__GOAL OF THE EXERCISE__.
Transcribe the material exactly. Images do not belong in the copy.

┄┄┄┄┄┄┄┄┄┄┄┄┄┄┄┄┄┄┄┄

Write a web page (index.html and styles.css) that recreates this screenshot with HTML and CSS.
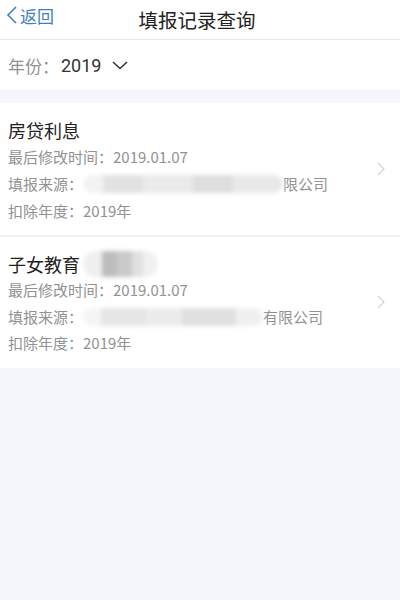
FILE: index.html
```html
<!DOCTYPE html>
<html lang="zh-CN">
  <head>
    <meta charset="UTF-8" />
    <meta name="viewport" content="width=device-width, initial-scale=1.0" />
    <title>填报记录查询</title>
    <link rel="stylesheet" href="styles.css">
  </head>
  <body>
    <header class="topbar">
      <a class="back">
        <svg width="14" height="20" viewBox="0 0 14 20"><path d="M11 2 L3 10 L11 18" fill="none" stroke="#3f7fc6" stroke-width="1.6"/></svg>
        返回
      </a>
      <h1>填报记录查询</h1>
    </header>

    <div class="year">
      <span class="label">年份：</span><span class="val">2019</span>
      <svg class="down" width="18" height="12" viewBox="0 0 18 12"><path d="M2 3 L9 9.5 L16 3" fill="none" stroke="#333" stroke-width="1.5"/></svg>
    </div>

    <section class="list">
      <article class="card">
        <h2>房贷利息</h2>
        <p>最后修改时间：2019.01.07</p>
        <p>填报来源：<span class="blur b1"></span>限公司</p>
        <p>扣除年度：2019年</p>
        <svg class="arrow" width="10" height="16" viewBox="0 0 10 16"><path d="M2 2 L8 8 L2 14" fill="none" stroke="#d2d2d2" stroke-width="1.2"/></svg>
      </article>
      <article class="card">
        <h2>子女教育<span class="blur b3"></span></h2>
        <p>最后修改时间：2019.01.07</p>
        <p>填报来源：<span class="blur b2"></span>有限公司</p>
        <p>扣除年度：2019年</p>
        <svg class="arrow" width="10" height="16" viewBox="0 0 10 16"><path d="M2 2 L8 8 L2 14" fill="none" stroke="#d2d2d2" stroke-width="1.2"/></svg>
      </article>
    </section>
  </body>
</html>
```

FILE: styles.css
```css
body {
  margin: 0;
  width: 400px;
  height: 600px;
  background: #f4f6fb;
  font-family: "Noto Sans CJK SC", "Noto Sans", sans-serif;
  overflow: hidden;
}

.topbar {
  height: 39px;
  background: white;
  border-bottom: 1px solid #e6e6e6;
  display: flex;
  align-items: center;
  justify-content: center;
  position: relative;
}

.topbar h1 {
  margin: 0;
  font-size: 19.5px;
  font-weight: normal;
  color: #222;
  margin-left: -6px;
}

.back {
  position: absolute;
  left: 5px;
  top: 0;
  height: 30px;
  display: flex;
  align-items: center;
  gap: 1px;
  color: #3f7fc6;
  font-size: 17px;
}

.year {
  height: 50px;
  background: white;
  display: flex;
  align-items: center;
  padding-left: 8px;
  font-size: 17px;
}

.year .label {
  color: #909090;
}

.year .val {
  color: #333;
  font-family: "Roboto", sans-serif;
  font-size: 18px;
  margin-left: 2px;
}

.year .down {
  margin-left: 10px;
}

.list {
  margin-top: 13px;
  display: flex;
  flex-direction: column;
  gap: 2px;
  background: #eef0f4;
}

.card {
  background: white;
  padding: 14px 8px 11px;
  position: relative;
}

.card h2 {
  margin: 0;
  font-size: 18px;
  font-weight: normal;
  color: #222;
  line-height: 26px;
  display: flex;
  align-items: center;
}

.card p {
  margin: 0;
  font-size: 15px;
  line-height: 27px;
  color: #929292;
  display: flex;
  align-items: center;
}

.card:last-child p {
  line-height: 26.5px;
}

.arrow {
  position: absolute;
  right: 14px;
  top: 50%;
  margin-top: -8px;
}

.blur {
  display: inline-block;
  height: 18px;
  filter: blur(2px);
  border-radius: 9px;
}

.b1 {
  width: 200px;
  background: linear-gradient(90deg, #f3f3f3 0 10%, #e2e2e2 10% 30%, #eaeaea 30% 55%, #dedede 55% 75%, #e9e9e9 75% 100%);
}

.b2 {
  width: 180px;
  background: linear-gradient(90deg, #f5f5f5 0 10%, #e6e6e6 10% 35%, #ececec 35% 55%, #e0e0e0 55% 85%, #f0f0f0 85% 100%);
}

.b3 {
  width: 75px;
  height: 26px;
  border-radius: 13px;
  margin-left: 3px;
  background: linear-gradient(90deg, #efefef 0 25%, #bdbdbd 25% 45%, #cacaca 45% 65%, #e0e0e0 65% 80%, #f0f0f0 80% 100%);
}
```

┄┄┄┄┄┄┄┄┄┄┄┄┄┄┄┄┄┄┄┄

__REPLY__.
Write a web page (index.html and styles.css) that recreates this screenshot with HTML and CSS.
FILE: index.html
```html
<!DOCTYPE html>
<html lang="zh-CN">
  <head>
    <meta charset="UTF-8" />
    <meta name="viewport" content="width=device-width, initial-scale=1.0" />
    <title>填报记录查询</title>
    <link rel="stylesheet" href="styles.css">
  </head>
  <body>
    <header class="topbar">
      <a class="back">
        <svg width="14" height="20" viewBox="0 0 14 20"><path d="M11 2 L3 10 L11 18" fill="none" stroke="#3f7fc6" stroke-width="1.6"/></svg>
        返回
      </a>
      <h1>填报记录查询</h1>
    </header>

    <div class="year">
      <span class="label">年份：</span><span class="val">2019</span>
      <svg class="down" width="18" height="12" viewBox="0 0 18 12"><path d="M2 3 L9 9.5 L16 3" fill="none" stroke="#333" stroke-width="1.5"/></svg>
    </div>

    <section class="list">
      <article class="card">
        <h2>房贷利息</h2>
        <p>最后修改时间：2019.01.07</p>
        <p>填报来源：<span class="blur b1"></span>限公司</p>
        <p>扣除年度：2019年</p>
        <svg class="arrow" width="10" height="16" viewBox="0 0 10 16"><path d="M2 2 L8 8 L2 14" fill="none" stroke="#d2d2d2" stroke-width="1.2"/></svg>
      </article>
      <article class="card">
        <h2>子女教育<span class="blur b3"></span></h2>
        <p>最后修改时间：2019.01.07</p>
        <p>填报来源：<span class="blur b2"></span>有限公司</p>
        <p>扣除年度：2019年</p>
        <svg class="arrow" width="10" height="16" viewBox="0 0 10 16"><path d="M2 2 L8 8 L2 14" fill="none" stroke="#d2d2d2" stroke-width="1.2"/></svg>
      </article>
    </section>
  </body>
</html>
```

FILE: styles.css
```css
body {
  margin: 0;
  width: 400px;
  height: 600px;
  background: #f4f6fb;
  font-family: "Noto Sans CJK SC", "Noto Sans", sans-serif;
  overflow: hidden;
}

.topbar {
  height: 39px;
  background: white;
  border-bottom: 1px solid #e6e6e6;
  display: flex;
  align-items: center;
  justify-content: center;
  position: relative;
}

.topbar h1 {
  margin: 0;
  font-size: 19.5px;
  font-weight: normal;
  color: #222;
  margin-left: -6px;
}

.back {
  position: absolute;
  left: 5px;
  top: 0;
  height: 30px;
  display: flex;
  align-items: center;
  gap: 1px;
  color: #3f7fc6;
  font-size: 17px;
}

.year {
  height: 50px;
  background: white;
  display: flex;
  align-items: center;
  padding-left: 8px;
  font-size: 17px;
}

.year .label {
  color: #909090;
}

.year .val {
  color: #333;
  font-family: "Roboto", sans-serif;
  font-size: 18px;
  margin-left: 2px;
}

.year .down {
  margin-left: 10px;
}

.list {
  margin-top: 13px;
  display: flex;
  flex-direction: column;
  gap: 2px;
  background: #eef0f4;
}

.card {
  background: white;
  padding: 14px 8px 11px;
  position: relative;
}

.card h2 {
  margin: 0;
  font-size: 18px;
  font-weight: normal;
  color: #222;
  line-height: 26px;
  display: flex;
  align-items: center;
}

.card p {
  margin: 0;
  font-size: 15px;
  line-height: 27px;
  color: #929292;
  display: flex;
  align-items: center;
}

.card:last-child p {
  line-height: 26.5px;
}

.arrow {
  position: absolute;
  right: 14px;
  top: 50%;
  margin-top: -8px;
}

.blur {
  display: inline-block;
  height: 18px;
  filter: blur(2px);
  border-radius: 9px;
}

.b1 {
  width: 200px;
  background: linear-gradient(90deg, #f3f3f3 0 10%, #e2e2e2 10% 30%, #eaeaea 30% 55%, #dedede 55% 75%, #e9e9e9 75% 100%);
}

.b2 {
  width: 180px;
  background: linear-gradient(90deg, #f5f5f5 0 10%, #e6e6e6 10% 35%, #ececec 35% 55%, #e0e0e0 55% 85%, #f0f0f0 85% 100%);
}

.b3 {
  width: 75px;
  height: 26px;
  border-radius: 13px;
  margin-left: 3px;
  background: linear-gradient(90deg, #efefef 0 25%, #bdbdbd 25% 45%, #cacaca 45% 65%, #e0e0e0 65% 80%, #f0f0f0 80% 100%);
}
```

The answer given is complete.